Enfin, il faut aussi convaincre nos partenaires européens de la nécessité d’instaurer une taxe carbone à nos frontières sur les produits importés qui ne respectent aucune règle environnementale : il serait injuste que nos efforts écologiques se soldent par une perte de compétitivité au profit de produits étrangers moins verts !
F. B. : La fiscalité verte qui peut réveiller la conscience collective sur la fragilité de notre environnement ne doit pas permettre les abus. La taxe carbone constitue justement une nouvelle pression fiscale pour les entreprises. La suppression de la taxe professionnelle ne doit pas laisser le champ libre à de nouveaux impôts comme la taxe carbone. À taxer les mauvais, on oublie les bons. Pourquoi ne pas instaurer des bonus pour les entreprises vertueuses ?

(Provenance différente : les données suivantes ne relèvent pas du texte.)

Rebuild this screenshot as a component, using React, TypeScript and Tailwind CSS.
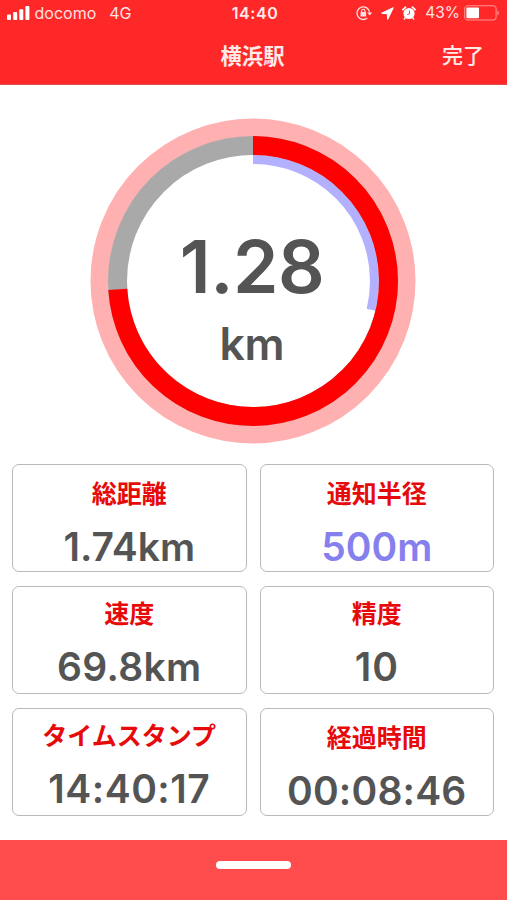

Nous proposons au contraire un crédit d’impôt développement durable qui s’inspire du système bonus-malus. Les entreprises qui ne feront pas évoluer leur système de production subiront la taxe carbone et celles qui investiront pour réduire leur consommation d’énergie recevront un crédit d’impôt. Ces bonus CO2 pourront être octroyés aux PME qui parieront par exemple sur le télétravail.